### PROBLEM TO WORK ON
Search the material below for the string "What" and list each line that holds it.

### MATERIAL PROVIDED

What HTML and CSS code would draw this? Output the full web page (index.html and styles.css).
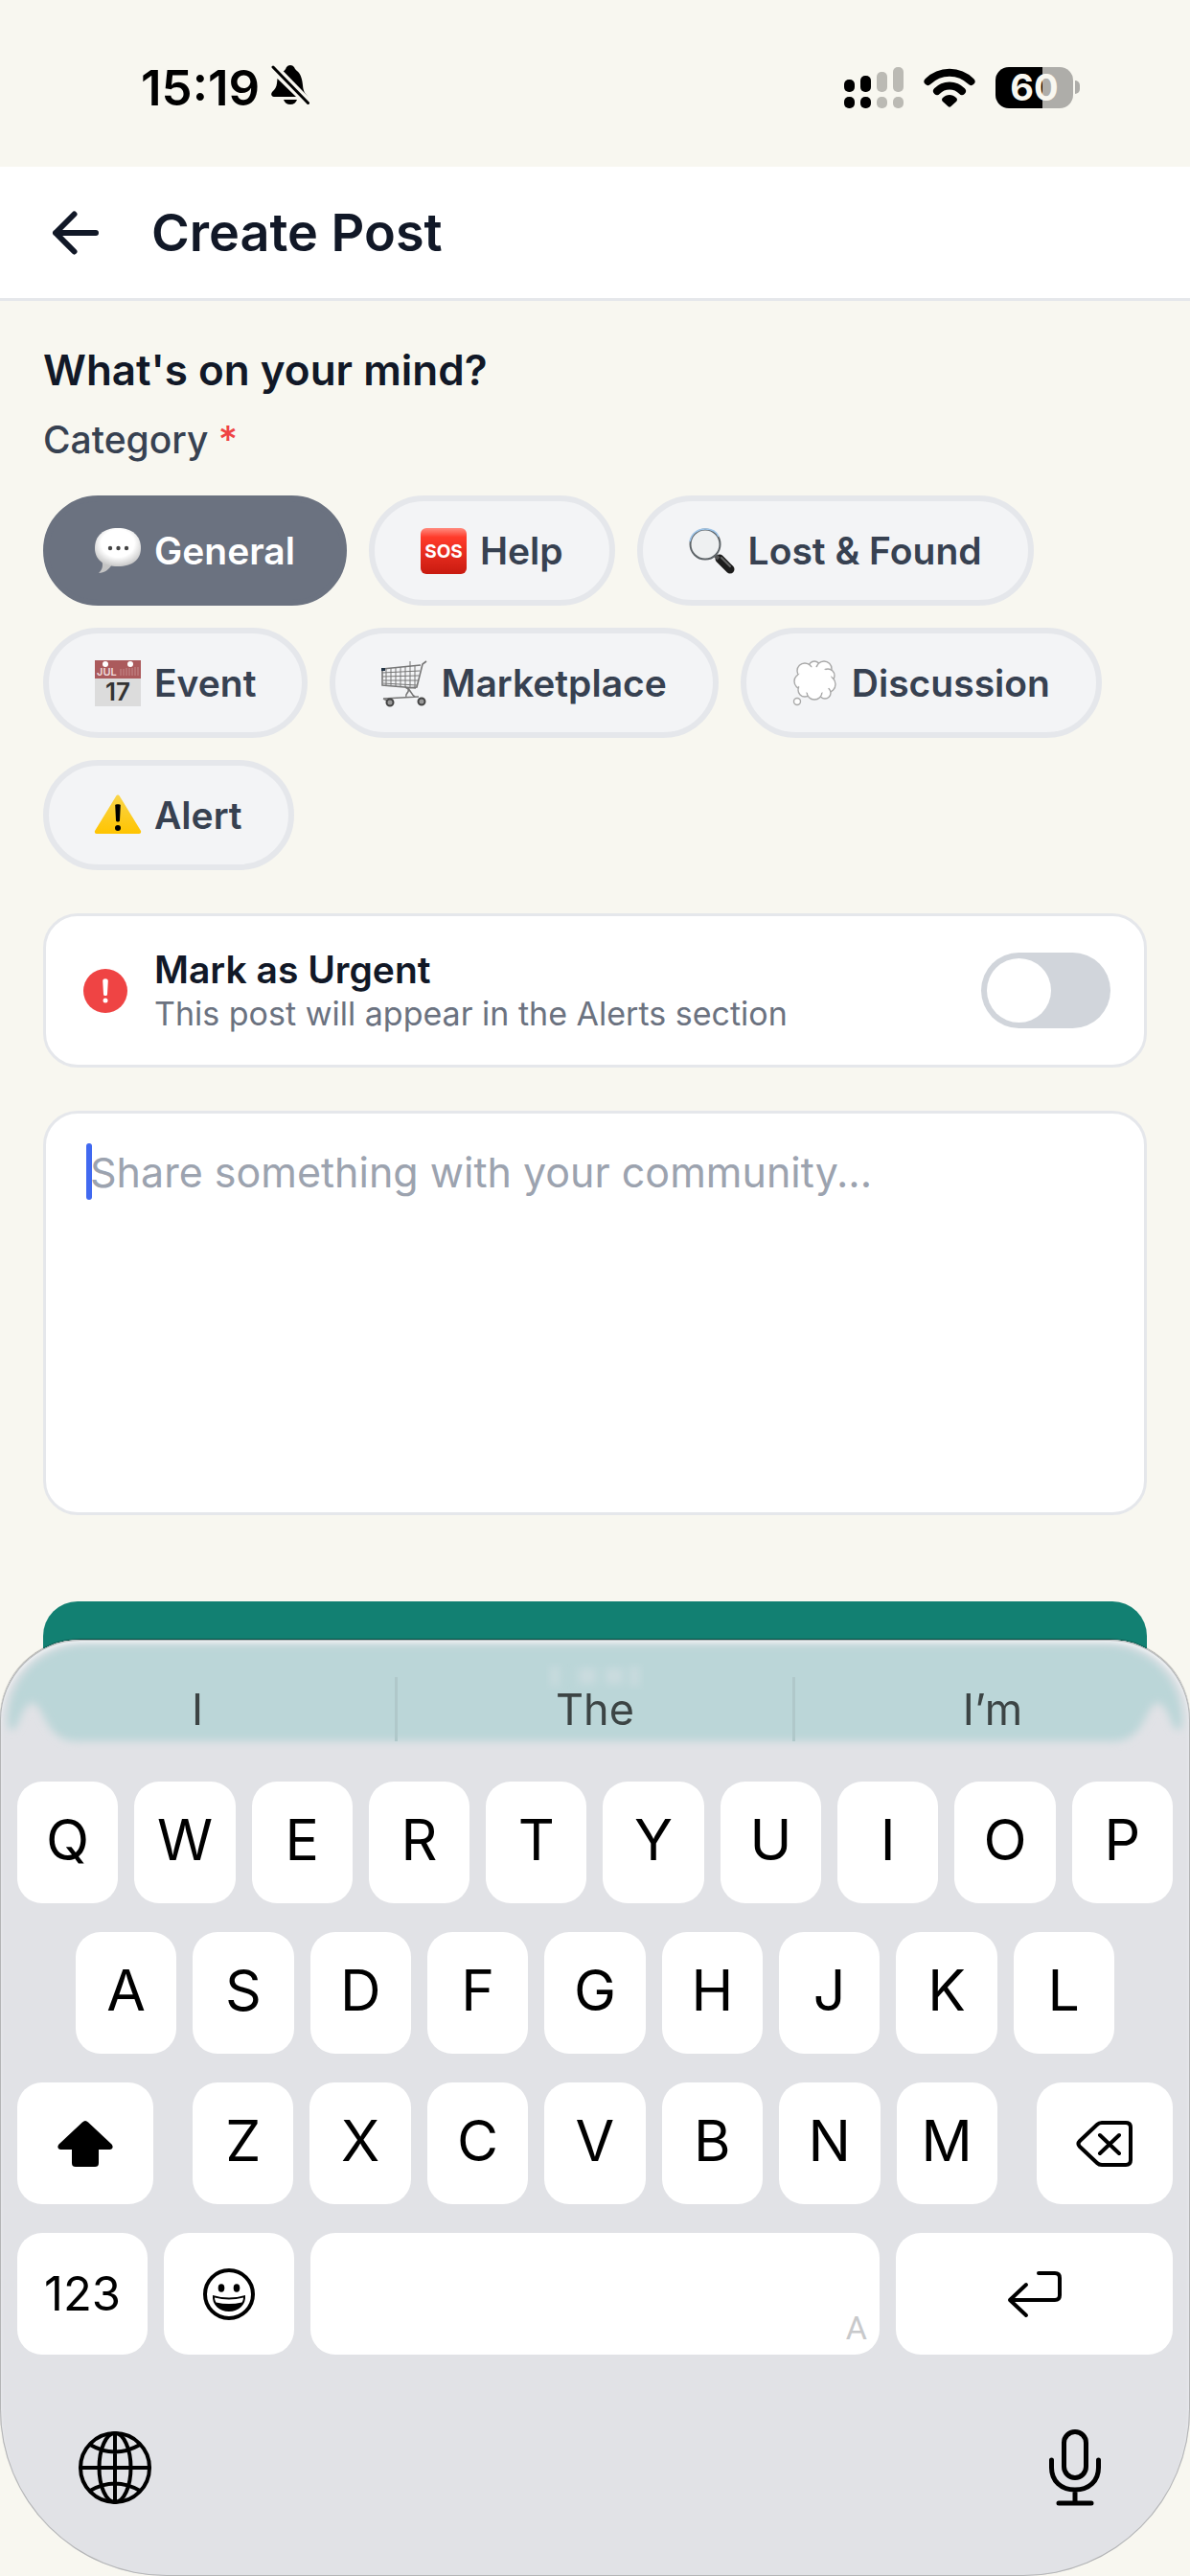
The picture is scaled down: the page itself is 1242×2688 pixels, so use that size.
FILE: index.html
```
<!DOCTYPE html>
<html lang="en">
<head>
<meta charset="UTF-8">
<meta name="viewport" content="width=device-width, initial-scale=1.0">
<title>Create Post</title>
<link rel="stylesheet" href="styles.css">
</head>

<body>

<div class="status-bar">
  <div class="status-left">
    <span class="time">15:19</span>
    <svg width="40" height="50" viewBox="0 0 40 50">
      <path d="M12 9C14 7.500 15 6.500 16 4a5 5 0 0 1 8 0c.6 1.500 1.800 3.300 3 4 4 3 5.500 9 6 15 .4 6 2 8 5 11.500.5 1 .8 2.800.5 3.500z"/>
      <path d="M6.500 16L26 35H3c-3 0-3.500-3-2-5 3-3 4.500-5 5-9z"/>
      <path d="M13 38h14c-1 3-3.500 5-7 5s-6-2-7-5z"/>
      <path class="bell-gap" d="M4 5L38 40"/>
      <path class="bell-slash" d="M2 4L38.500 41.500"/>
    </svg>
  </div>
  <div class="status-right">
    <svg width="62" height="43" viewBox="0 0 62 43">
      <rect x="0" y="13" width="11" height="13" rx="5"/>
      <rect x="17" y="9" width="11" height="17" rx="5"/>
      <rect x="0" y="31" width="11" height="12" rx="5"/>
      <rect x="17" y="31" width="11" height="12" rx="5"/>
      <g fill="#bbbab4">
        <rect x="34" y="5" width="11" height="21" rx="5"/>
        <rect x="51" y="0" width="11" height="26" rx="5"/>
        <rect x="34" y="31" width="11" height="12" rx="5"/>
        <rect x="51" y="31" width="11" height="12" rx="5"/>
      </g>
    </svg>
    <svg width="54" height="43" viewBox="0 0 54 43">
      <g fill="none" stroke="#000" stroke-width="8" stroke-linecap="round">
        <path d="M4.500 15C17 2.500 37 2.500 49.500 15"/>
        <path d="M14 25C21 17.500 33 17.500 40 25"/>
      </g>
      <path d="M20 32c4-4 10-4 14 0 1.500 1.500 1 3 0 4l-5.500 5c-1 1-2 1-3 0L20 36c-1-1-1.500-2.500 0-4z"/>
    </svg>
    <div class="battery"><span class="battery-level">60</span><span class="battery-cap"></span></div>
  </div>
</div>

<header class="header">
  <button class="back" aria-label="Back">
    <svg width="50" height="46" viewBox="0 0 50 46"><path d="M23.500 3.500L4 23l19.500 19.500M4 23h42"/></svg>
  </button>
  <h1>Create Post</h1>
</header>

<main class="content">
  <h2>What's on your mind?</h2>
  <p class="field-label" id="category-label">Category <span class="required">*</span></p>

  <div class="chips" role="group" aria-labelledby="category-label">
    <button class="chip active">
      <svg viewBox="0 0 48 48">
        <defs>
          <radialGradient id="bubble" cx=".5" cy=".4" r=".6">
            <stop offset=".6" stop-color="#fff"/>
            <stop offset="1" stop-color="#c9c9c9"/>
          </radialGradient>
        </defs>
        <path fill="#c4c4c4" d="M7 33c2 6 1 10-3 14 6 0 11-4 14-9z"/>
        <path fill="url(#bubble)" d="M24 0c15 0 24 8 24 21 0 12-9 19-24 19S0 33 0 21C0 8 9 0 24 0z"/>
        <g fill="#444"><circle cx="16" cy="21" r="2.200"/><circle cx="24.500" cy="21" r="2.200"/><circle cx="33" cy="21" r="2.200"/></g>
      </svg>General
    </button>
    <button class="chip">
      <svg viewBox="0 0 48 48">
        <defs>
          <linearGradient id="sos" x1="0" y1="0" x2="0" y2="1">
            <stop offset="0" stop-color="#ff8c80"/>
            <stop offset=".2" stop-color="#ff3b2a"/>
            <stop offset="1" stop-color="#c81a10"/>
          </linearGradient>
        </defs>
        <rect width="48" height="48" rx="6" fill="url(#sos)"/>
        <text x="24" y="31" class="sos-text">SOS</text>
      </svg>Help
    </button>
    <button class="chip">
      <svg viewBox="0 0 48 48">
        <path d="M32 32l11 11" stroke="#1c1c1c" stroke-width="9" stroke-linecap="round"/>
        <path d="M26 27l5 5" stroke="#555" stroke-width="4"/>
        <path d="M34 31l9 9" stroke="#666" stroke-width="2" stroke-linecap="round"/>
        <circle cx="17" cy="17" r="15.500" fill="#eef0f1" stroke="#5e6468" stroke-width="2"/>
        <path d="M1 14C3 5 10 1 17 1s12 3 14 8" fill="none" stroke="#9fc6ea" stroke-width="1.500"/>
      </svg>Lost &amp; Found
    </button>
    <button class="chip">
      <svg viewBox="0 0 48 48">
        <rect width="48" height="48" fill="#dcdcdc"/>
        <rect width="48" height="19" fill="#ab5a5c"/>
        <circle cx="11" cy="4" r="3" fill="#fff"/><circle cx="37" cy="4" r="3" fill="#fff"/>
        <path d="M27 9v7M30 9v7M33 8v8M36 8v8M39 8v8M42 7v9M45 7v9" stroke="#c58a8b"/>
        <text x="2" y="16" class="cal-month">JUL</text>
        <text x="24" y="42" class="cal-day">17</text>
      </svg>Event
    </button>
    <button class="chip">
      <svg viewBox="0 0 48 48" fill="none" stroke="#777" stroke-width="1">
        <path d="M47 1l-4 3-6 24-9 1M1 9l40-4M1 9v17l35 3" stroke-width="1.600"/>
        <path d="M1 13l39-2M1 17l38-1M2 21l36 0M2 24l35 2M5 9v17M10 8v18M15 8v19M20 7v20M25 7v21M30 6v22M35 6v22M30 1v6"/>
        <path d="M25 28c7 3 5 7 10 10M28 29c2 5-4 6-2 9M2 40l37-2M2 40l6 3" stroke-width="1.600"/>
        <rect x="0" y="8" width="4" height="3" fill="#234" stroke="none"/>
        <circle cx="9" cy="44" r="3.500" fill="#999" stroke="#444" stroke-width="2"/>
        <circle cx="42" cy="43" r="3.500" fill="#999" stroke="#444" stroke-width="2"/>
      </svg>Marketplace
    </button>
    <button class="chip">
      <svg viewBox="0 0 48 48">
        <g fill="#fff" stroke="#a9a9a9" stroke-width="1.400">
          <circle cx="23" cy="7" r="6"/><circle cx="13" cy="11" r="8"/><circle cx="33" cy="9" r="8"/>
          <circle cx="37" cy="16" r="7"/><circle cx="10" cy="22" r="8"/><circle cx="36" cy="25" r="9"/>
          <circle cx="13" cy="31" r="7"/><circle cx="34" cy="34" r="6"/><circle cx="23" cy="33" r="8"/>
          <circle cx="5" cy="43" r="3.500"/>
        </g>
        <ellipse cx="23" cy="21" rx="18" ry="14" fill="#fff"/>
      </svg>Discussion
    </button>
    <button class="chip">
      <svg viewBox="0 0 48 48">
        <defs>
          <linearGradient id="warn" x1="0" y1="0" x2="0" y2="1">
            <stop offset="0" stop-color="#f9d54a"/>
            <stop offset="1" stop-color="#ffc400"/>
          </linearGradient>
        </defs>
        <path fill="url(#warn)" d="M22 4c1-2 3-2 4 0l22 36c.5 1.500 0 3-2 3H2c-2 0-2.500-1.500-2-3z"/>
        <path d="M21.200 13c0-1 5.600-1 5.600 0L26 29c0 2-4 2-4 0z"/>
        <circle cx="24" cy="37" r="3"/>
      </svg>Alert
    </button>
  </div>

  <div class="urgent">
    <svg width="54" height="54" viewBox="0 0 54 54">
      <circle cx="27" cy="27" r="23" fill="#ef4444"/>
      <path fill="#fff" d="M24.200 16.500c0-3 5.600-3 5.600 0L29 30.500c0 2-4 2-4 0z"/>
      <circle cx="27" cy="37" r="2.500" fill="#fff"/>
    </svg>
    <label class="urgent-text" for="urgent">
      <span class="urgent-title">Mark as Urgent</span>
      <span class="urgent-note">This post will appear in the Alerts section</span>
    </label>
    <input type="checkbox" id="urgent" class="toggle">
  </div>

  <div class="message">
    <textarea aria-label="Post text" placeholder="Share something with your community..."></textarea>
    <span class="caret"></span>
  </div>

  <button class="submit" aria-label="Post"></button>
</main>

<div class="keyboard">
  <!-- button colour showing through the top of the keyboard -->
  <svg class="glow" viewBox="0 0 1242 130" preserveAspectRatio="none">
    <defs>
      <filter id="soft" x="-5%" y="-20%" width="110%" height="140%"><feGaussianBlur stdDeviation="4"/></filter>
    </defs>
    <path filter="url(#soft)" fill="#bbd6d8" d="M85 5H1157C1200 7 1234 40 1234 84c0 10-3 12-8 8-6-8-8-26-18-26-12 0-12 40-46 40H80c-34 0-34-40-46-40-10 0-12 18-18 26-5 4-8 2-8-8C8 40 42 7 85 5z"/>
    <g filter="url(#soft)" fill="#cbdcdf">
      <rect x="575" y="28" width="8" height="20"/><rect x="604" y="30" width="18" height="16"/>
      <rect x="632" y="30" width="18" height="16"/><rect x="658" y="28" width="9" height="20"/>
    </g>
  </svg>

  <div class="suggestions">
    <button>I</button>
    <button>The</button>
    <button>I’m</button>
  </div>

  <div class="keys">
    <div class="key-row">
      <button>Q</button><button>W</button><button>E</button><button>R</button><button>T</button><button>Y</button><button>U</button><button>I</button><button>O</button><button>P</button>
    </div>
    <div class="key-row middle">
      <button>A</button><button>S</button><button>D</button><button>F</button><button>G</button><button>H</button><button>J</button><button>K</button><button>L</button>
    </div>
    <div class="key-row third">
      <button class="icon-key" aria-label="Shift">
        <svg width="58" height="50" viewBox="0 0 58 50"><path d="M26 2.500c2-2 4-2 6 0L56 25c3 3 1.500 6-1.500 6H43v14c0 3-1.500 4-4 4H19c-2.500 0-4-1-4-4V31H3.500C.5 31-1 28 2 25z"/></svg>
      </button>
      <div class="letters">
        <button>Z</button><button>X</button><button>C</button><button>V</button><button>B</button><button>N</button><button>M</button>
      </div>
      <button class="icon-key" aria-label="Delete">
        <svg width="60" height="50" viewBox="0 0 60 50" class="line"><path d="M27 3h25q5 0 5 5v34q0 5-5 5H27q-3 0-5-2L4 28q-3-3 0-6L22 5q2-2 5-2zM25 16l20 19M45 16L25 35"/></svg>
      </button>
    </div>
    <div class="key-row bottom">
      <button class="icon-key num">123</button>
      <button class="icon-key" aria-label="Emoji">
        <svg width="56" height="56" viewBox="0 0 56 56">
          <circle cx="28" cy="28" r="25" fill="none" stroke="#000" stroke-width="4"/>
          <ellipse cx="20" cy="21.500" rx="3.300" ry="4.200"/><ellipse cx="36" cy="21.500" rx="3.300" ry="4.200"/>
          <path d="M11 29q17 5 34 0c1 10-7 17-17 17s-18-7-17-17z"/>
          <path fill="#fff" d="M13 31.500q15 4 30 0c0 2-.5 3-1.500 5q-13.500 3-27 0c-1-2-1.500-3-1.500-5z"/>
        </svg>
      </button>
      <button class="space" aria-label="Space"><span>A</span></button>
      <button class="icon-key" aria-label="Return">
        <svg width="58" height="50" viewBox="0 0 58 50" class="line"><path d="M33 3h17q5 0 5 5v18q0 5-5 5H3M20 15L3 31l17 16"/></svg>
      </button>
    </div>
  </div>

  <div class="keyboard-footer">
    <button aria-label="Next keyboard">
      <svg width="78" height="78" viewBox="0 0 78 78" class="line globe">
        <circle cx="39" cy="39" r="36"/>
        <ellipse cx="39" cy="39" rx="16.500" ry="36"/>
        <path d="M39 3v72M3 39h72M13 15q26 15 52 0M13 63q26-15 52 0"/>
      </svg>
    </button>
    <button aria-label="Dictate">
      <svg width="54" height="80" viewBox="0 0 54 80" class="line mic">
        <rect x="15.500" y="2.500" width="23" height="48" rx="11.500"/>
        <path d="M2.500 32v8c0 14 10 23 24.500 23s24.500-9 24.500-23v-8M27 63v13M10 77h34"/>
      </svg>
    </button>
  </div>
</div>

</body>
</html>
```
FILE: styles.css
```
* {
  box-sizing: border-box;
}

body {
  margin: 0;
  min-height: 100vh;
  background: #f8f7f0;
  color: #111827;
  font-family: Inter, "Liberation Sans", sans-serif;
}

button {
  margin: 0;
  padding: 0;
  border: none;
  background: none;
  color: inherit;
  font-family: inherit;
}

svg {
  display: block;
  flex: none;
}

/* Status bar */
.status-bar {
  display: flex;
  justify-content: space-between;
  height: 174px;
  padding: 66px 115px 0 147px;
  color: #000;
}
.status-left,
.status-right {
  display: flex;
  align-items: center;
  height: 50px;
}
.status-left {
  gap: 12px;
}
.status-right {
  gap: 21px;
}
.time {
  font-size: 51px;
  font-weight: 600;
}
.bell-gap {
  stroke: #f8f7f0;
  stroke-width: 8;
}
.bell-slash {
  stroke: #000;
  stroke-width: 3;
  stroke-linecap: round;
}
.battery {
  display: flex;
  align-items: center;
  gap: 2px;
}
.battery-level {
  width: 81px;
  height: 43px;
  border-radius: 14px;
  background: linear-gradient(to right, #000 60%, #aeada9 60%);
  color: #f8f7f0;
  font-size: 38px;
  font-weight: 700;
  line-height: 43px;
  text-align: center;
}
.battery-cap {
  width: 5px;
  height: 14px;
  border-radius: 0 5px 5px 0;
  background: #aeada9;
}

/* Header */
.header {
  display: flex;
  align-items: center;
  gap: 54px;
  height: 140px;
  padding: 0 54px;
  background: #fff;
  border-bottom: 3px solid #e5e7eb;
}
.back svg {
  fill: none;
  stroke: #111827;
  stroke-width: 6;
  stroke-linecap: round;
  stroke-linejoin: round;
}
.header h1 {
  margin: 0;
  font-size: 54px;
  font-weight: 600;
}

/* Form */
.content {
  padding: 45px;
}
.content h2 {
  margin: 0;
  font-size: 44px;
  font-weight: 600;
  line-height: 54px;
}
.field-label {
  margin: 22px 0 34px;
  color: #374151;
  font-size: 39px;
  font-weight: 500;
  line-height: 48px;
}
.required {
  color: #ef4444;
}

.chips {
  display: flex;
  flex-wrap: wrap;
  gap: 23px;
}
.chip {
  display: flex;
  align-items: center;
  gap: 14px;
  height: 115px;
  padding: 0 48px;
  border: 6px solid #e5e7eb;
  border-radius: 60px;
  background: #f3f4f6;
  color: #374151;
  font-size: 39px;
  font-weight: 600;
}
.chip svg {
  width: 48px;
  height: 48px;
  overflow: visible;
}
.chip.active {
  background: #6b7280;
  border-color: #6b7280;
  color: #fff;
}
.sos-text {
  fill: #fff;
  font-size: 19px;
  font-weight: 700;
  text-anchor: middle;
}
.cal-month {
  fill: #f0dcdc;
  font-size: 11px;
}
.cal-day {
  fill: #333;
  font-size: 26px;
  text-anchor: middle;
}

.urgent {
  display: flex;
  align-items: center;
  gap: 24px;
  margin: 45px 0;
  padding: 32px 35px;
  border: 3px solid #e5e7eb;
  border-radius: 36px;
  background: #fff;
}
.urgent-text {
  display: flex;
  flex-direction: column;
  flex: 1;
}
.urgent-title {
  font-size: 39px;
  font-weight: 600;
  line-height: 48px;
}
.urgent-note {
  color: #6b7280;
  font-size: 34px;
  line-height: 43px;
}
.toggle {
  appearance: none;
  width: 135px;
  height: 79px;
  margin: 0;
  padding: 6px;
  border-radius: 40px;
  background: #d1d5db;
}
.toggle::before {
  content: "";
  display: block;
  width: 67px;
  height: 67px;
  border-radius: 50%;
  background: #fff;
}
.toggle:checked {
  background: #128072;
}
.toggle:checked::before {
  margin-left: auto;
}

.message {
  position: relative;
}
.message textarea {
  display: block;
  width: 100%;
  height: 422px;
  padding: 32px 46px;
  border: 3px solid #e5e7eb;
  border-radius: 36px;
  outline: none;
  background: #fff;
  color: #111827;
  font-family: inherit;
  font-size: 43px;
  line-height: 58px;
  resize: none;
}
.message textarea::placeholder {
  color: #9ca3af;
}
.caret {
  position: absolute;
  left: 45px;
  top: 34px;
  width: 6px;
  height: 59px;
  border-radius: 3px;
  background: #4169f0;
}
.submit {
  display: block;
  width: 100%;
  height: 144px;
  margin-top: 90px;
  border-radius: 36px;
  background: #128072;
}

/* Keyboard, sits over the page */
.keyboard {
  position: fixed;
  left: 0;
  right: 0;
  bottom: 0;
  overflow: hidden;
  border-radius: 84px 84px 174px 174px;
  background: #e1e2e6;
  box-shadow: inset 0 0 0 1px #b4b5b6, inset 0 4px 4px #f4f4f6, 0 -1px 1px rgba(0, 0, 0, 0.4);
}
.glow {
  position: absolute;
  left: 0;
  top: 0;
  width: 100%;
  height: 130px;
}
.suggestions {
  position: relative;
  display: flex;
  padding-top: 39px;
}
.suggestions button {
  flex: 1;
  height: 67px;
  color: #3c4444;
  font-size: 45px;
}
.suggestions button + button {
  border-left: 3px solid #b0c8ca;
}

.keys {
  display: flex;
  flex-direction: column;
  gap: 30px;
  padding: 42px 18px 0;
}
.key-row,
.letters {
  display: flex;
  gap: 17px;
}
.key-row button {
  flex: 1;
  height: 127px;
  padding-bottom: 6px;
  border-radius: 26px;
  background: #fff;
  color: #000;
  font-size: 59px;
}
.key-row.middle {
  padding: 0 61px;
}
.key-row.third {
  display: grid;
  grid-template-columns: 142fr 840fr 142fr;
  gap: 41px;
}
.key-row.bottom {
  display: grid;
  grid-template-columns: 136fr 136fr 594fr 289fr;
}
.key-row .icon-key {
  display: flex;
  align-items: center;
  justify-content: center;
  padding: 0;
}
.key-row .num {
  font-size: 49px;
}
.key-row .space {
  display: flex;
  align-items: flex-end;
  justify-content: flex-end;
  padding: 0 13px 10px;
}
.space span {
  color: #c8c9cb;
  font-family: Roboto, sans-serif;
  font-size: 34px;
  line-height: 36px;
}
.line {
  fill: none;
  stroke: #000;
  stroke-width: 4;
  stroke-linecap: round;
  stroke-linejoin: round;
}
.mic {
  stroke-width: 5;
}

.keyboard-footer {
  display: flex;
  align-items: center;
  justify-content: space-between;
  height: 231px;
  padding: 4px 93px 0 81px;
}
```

### EXPECTED ANSWER
What HTML and CSS code would draw this? Output the full web page (index.html and styles.css).
  <h2>What's on your mind?</h2>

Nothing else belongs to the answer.